In 1949, wearing a lucky hat inscribed by Truman, Eddie Jacobson made a pilgrimage to Israel, where he was feted by President Weizmann and Prime Minister Ben-Gurion. A Kansas City rabbi told reporters that Jacobson should be president of Israel. Truman wrote his old friend that Israel "couldn't nominate a better man, but I sincerely hope you won't take it." Jacobson explained that it was just "a silly dream of a very emotional rabbi." He was "too proud of my American citizenship to trade it for any office in the world."
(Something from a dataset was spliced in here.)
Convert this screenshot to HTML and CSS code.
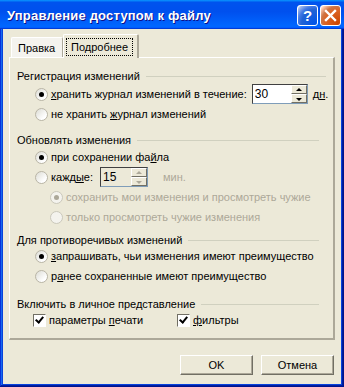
FILE: index.html
```html
<!DOCTYPE html>
<html lang="ru">
<head>
    <meta charset="UTF-8">
    <title>Управление доступом к файлу</title>
    <link rel="stylesheet" href="styles.css">
</head>
<body>
    <div class="window">
        <!-- Title bar -->
        <div class="titlebar">
            <span class="title">Управление доступом к файлу</span>
            <div class="controls">
                <span class="ctl help">?</span>
                <span class="ctl close">
                    <svg width="13" height="13" viewBox="0 0 13 13"><path d="M2 2 L11 11 M11 2 L2 11" stroke="#fff" stroke-width="2.4" stroke-linecap="square"/></svg>
                </span>
            </div>
        </div>

        <div class="frame">
            <div class="tabs">
                <div class="tab">Правка</div>
                <div class="tab active"><span class="focus">Подробнее</span></div>
            </div>

            <div class="panel">
                <div class="heading wide">Регистрация изменений</div>
                <div class="row">
                    <span class="radio checked"></span>
                    <span class="label"><u>х</u>ранить журнал изменений в течение:</span>
                    <span class="spin days"><span class="value">30</span><span class="arrows"><span class="up"></span><span class="down"></span></span></span>
                    <span class="unit">д<u>н</u>.</span>
                </div>
                <div class="row">
                    <span class="radio"></span>
                    <span class="label">не хранить <u>ж</u>урнал изменений</span>
                </div>

                <div class="heading gap">Обновлять изменения</div>
                <div class="row tight">
                    <span class="radio checked"></span>
                    <span class="label">при сохранении фа<u>й</u>ла</span>
                </div>
                <div class="row">
                    <span class="radio"></span>
                    <span class="label">кажд<u>ы</u>е:</span>
                    <span class="spin mins disabled"><span class="value">15</span><span class="arrows"><span class="up"></span><span class="down"></span></span></span>
                    <span class="unit muted">мин.</span>
                </div>
                <div class="row sub">
                    <span class="radio checked disabled"></span>
                    <span class="label muted">сохранить мои изменения и просмотреть чужие</span>
                </div>
                <div class="row sub">
                    <span class="radio disabled"></span>
                    <span class="label muted">только просмотреть чужие изменения</span>
                </div>

                <div class="heading small-gap">Для противоречивых изменений</div>
                <div class="row tighter">
                    <span class="radio checked"></span>
                    <span class="label"><u>з</u>апрашивать, чьи изменения имеют преимущество</span>
                </div>
                <div class="row">
                    <span class="radio"></span>
                    <span class="label">р<u>а</u>нее сохраненные имеют преимущество</span>
                </div>

                <div class="heading big-gap">Включить в личное представление</div>
                <div class="row checks tighter">
                    <span class="check-item">
                        <span class="checkbox"></span>
                        <span class="label">параметры <u>п</u>ечати</span>
                    </span>
                    <span class="check-item">
                        <span class="checkbox"></span>
                        <span class="label"><u>ф</u>ильтры</span>
                    </span>
                </div>
            </div>

            <div class="buttons">
                <button class="btn">OK</button>
                <button class="btn">Отмена</button>
            </div>
        </div>
    </div>
</body>
</html>
```

FILE: styles.css
```css
html, body {
    margin: 0;
    padding: 0;
}
body {
    width: 344px;
    height: 387px;
    overflow: hidden;
    font-family: "Liberation Sans", Arial, sans-serif;
    font-size: 11px;
    color: #000;
}
.window {
    width: 344px;
    height: 387px;
    display: flex;
    flex-direction: column;
    background: #0842dc;
    box-shadow: inset -1px -1px #00138c, inset 1px 0 #0831d9, inset -2px -2px #001ea0, inset 2px 0 #166aee;
}
.titlebar {
    height: 29px;
    flex: none;
    display: flex;
    align-items: center;
    justify-content: space-between;
    padding: 0 3px 0 7px;
    background: linear-gradient(180deg, #0997ff, #0053ee 8%, #0050ee 40%, #06f 88%, #06f 93%, #005bff 95%, #003dd7 96%, #003dd7);
}
.title {
    color: #fff;
    font-weight: bold;
    font-size: 13px;
    letter-spacing: 0.2px;
    text-shadow: 1px 1px #0f1089;
    margin-top: 1px;
}
.controls {
    display: flex;
    gap: 2px;
    margin-top: 2px;
}
.ctl {
    width: 21px;
    height: 21px;
    box-sizing: border-box;
    border: 1px solid #fff;
    border-radius: 3px;
    display: flex;
    align-items: center;
    justify-content: center;
    color: #fff;
    font-weight: bold;
    font-size: 15px;
}
.help {
    background: radial-gradient(circle at 90% 90%, #0054e9 0%, #2263d5 55%, #4479e4 70%, #a3bbec 90%, #fff 100%);
}
.close {
    background: radial-gradient(circle at 90% 90%, #cc4600 0%, #dc6527 55%, #cd7546 70%, #ffccb2 90%, #fff 100%);
}
.frame {
    flex: 1;
    margin: 0 3px 3px;
    background: #ece9d8;
    padding: 5px 6px 0;
    display: flex;
    flex-direction: column;
}

/* Tabs */
.tabs {
    display: flex;
    align-items: flex-end;
    height: 23px;
    padding-left: 2px;
}
.tab {
    height: 20px;
    box-sizing: border-box;
    width: 52px;
    padding-left: 6px;
    line-height: 20px;
    border-top: 1px solid #fff;
    border-left: 1px solid #fff;
    border-right: 1px solid #aca899;
    background: #f4f3ee;
    border-radius: 2px 2px 0 0;
}
.tab.active {
    width: 76px;
    height: 24px;
    margin-bottom: -1px;
    position: relative;
    background: #ece9d8;
    border-right: 2px solid #aca899;
    padding: 4px 0 0 3px;
    line-height: 14px;
}
.focus {
    display: inline-block;
    outline: 1px dotted #000;
    padding: 1px 4px 0;
    height: 15px;
}

/* Panel */
.panel {
    height: 283px;
    box-sizing: border-box;
    border-top: 1px solid #fff;
    border-left: 1px solid #fff;
    border-right: 2px solid #aca899;
    border-bottom: 2px solid #aca899;
    padding: 10px 0 0 7px;
}
.heading {
    display: flex;
    align-items: center;
    height: 16px;
    width: 302px;
}
.heading.wide {
    width: 309px;
}
.heading::after {
    content: "";
    flex: 1;
    margin-left: 6px;
    border-top: 1px solid #d0d0bf;
}
.heading.gap {
    margin-top: 8px;
}
.heading.small-gap {
    margin-top: 5px;
}
.heading.big-gap {
    margin-top: 10px;
}
.row {
    display: flex;
    align-items: center;
    height: 20px;
    padding-left: 18px;
}
.row.tight {
    margin-top: -1px;
}
.row.tighter {
    margin-top: -2px;
}
.row.sub {
    padding-left: 33px;
}
.label {
    margin-left: 3px;
    white-space: nowrap;
}
.muted {
    color: #aca899;
}
.radio {
    width: 13px;
    height: 13px;
    box-sizing: border-box;
    border-radius: 50%;
    border: 1px solid #b9b5a6;
    background: linear-gradient(135deg, #dcdcd4, #fff 75%);
    display: flex;
    align-items: center;
    justify-content: center;
}
.radio.checked::after {
    content: "";
    width: 5px;
    height: 5px;
    border-radius: 50%;
    background: #000;
}
.radio.disabled {
    background: #f4f3ee;
    border-color: #cac8bb;
}
.radio.checked.disabled::after {
    background: #aca899;
}

/* Spinner */
.spin {
    display: flex;
    height: 20px;
    box-sizing: border-box;
    border: 1px solid #7f9db9;
    border-top-color: #404040;
    border-left-color: #404040;
    background: #fff;
    margin-left: 5px;
}
.spin.days {
    width: 56px;
}
.spin.mins {
    width: 48px;
    margin-left: 7px;
}
.spin.disabled {
    background: #ece9d8;
}
.value {
    flex: 1;
    padding: 2px 0 0 2px;
    font-size: 12px;
}
.arrows {
    width: 16px;
    display: flex;
    flex-direction: column;
}
.up, .down {
    flex: 1;
    background: #ece9d8;
    border: 1px solid;
    border-color: #fff #716f64 #716f64 #fff;
    position: relative;
}
.up::after, .down::after {
    content: "";
    position: absolute;
    left: 4px;
    border-left: 3px solid transparent;
    border-right: 3px solid transparent;
}
.up::after {
    top: 2px;
    border-bottom: 3px solid #000;
}
.down::after {
    top: 3px;
    border-top: 3px solid #000;
}
.disabled .up::after {
    border-bottom-color: #aca899;
}
.disabled .down::after {
    border-top-color: #aca899;
}
.unit {
    margin-left: 5px;
}
.unit.muted {
    margin-left: 15px;
}

/* Checkboxes */
.row.checks {
    padding-left: 16px;
}
.check-item {
    display: flex;
    align-items: center;
    width: 144px;
}
.checkbox {
    width: 13px;
    height: 13px;
    box-sizing: border-box;
    border: 1px solid;
    border-color: #716f64 #fff #fff #716f64;
    background: #fff;
    position: relative;
}
.checkbox::after {
    content: "";
    position: absolute;
    left: 3px;
    top: 0px;
    width: 3px;
    height: 6px;
    border: solid #000;
    border-width: 0 2px 2px 0;
    transform: rotate(40deg);
}

/* Buttons */
.buttons {
    display: flex;
    justify-content: flex-end;
    gap: 8px;
    padding: 15px 1px 0 0;
}
.btn {
    width: 73px;
    height: 20px;
    font-family: "Liberation Sans", Arial, sans-serif;
    font-size: 11px;
    color: #000;
    background: #ece9d8;
    border: 1px solid;
    border-color: #fff #716f64 #716f64 #fff;
    box-shadow: inset -1px -1px #aca899;
    padding: 0;
}
```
When Truman retired in 1953, Eddie wanted to be escort for the ex-president's first visit to the nation whose birth they had both midwived: "I sincerely hope my dream comes true." But in 1955, Eddie died of a massive heart attack. As a daughter remembered, when Truman called on the mourning family, he "put his head in his hands and started to sob," exclaiming, "I've lost my brother!"
In 1965, an Eddie Jacobson Auditorium was built in Tel Aviv. Truman hoped "at long last" to "make my journey" to Israel, but a bruising fall in the shower had made him old almost overnight. Instead he wrote a tribute to "my great and irreplaceable friend," saying that Eddie's name "should be forever enshrined in the history of the Jewish people." Interviewed by an Israeli reporter in Independence, Truman said, "Now remind me, how did Eddie use to say 'congratulations' in Hebrew—Mazel something? ... Yeah, tov. Mazel tov!"
Truman once said that "a weeping man is an abomination." But with his reverence for the Bible and ancient history, Truman was profoundly moved to know he had helped regather the Jews in the Holy Land. Told that an Israeli village had been renamed "Kfar Truman," the stricken president had to cover his face with a handkerchief. Soon the president was proudly comparing himself to the ancient Persian king who had enabled the Jews to return to Zion. During a visit to the Jewish Theological Seminary in New York just after Truman left office, Eddie Jacobson introduced his old friend by saying, "This is the man who helped to create the state of Israel." The ex-president brought Eddie up short: "What do you mean 'helped create'? I am Cyrus! I am Cyrus!"